The Germans paid Lenin with millions of dollars in gold to destabilize the Russian regime and transported him and thirty-one other radical Russians in a sealed rail car to St. Petersburg. Lenin’s collaboration with the Germans was eventually revealed, and he was forced to escape to Finland. However, Bolshevism was on a steady rise as more and more thousands joined. The Provisional Government faded away and the Bolsheviks took over in an almost bloodless revolution. The tsar and his family would eventually be executed and buried in secret.
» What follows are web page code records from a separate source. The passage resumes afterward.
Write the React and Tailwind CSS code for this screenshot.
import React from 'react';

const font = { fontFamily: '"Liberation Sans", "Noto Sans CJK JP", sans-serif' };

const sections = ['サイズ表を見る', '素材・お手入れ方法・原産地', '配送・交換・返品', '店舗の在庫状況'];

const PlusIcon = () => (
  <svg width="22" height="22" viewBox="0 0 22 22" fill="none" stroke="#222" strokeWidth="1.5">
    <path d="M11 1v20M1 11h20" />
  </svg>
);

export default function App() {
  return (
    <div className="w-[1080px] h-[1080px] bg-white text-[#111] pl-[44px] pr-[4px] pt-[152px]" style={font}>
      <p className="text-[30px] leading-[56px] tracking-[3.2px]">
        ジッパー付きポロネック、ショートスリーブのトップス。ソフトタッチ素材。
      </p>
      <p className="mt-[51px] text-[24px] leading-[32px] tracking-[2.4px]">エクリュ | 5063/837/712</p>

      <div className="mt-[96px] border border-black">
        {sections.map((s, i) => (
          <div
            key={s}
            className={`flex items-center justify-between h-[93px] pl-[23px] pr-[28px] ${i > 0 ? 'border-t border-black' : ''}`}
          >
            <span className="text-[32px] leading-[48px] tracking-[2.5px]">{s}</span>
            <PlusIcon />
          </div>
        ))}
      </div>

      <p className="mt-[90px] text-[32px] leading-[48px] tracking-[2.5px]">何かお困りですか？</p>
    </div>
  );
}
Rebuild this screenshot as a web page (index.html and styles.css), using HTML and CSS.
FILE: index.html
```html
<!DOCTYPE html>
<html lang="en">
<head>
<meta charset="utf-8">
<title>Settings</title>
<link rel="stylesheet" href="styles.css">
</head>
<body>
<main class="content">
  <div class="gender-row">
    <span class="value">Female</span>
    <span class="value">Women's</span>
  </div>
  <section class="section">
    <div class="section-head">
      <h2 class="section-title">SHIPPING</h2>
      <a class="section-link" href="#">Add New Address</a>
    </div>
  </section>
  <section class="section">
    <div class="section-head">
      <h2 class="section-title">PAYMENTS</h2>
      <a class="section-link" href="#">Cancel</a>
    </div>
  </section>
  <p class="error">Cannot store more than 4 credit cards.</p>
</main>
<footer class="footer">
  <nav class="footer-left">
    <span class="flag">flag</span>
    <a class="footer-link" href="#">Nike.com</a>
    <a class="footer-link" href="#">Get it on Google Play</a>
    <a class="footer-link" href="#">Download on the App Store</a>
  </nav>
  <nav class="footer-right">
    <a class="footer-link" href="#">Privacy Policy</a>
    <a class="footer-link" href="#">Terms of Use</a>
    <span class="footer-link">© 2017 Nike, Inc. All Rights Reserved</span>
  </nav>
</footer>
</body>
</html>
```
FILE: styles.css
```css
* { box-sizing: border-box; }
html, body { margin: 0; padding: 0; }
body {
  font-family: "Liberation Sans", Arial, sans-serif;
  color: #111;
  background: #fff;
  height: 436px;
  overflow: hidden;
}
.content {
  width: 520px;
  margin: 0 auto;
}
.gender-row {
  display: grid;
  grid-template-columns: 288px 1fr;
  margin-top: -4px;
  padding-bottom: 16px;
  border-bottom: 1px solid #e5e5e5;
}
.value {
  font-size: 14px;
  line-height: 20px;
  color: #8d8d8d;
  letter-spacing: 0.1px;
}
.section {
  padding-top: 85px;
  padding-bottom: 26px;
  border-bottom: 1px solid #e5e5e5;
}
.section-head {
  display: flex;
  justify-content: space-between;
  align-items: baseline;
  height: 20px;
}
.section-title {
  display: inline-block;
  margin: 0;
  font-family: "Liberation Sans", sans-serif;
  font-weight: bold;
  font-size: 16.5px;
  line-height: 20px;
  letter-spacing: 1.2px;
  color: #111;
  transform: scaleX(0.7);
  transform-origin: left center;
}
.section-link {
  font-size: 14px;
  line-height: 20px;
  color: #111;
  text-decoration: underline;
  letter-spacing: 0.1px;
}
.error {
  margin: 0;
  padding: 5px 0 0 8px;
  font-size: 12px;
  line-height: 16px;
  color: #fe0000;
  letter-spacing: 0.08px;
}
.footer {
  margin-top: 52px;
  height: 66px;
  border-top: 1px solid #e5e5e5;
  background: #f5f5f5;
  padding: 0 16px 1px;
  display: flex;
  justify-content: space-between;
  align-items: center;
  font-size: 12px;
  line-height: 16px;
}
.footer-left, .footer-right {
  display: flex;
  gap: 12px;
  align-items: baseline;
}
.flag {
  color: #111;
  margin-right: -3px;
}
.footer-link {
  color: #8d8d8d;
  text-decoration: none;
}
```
The Communists began to be attacked from all sides. Approximately 60,000 Czechs who had volunteered to fight Germany began attacking via the Trans-Siberian Railway. White Russian forces attacked from several fronts. Western countries including the United States landed troops in Russia to oppose the Communists. The Japanese seized Vladivostok. Trotsky organized the Red Army under former tsarist military officers, and they prevailed. Stalin would never forgive Trotsky for enlisting the tsarists, and probably also never forgave him for being credited with winning. Lenin wanted to expand the revolution and ordered Stalin to invade Poland against Trotsky’s advice. The Poles counterattacked and defeated the Reds. Stalin was recalled to Moscow and censured by Lenin. (George Orwell’s fairy story “Animal Farm” is  about how Stalin eventually vilified Trotsky to gain complete control.)

World War I and the civil wars that followed left Russia in a devastated state. The peasants balked at planting crops when they were told they didn’t own the land. Lenin violated Communist principles by granting peasants ownership of their farms. However, famine had already begun. Lenin appealed to the Capitalist nations for food, and it began to arrive. Herbert Hoover organized a massive international relief effort that saved millions of Russians.

Stalin had taken complete control by the time Lenin died in 1924, and millions would die in purges and as slaves in the Gulags during his thirty-year reign.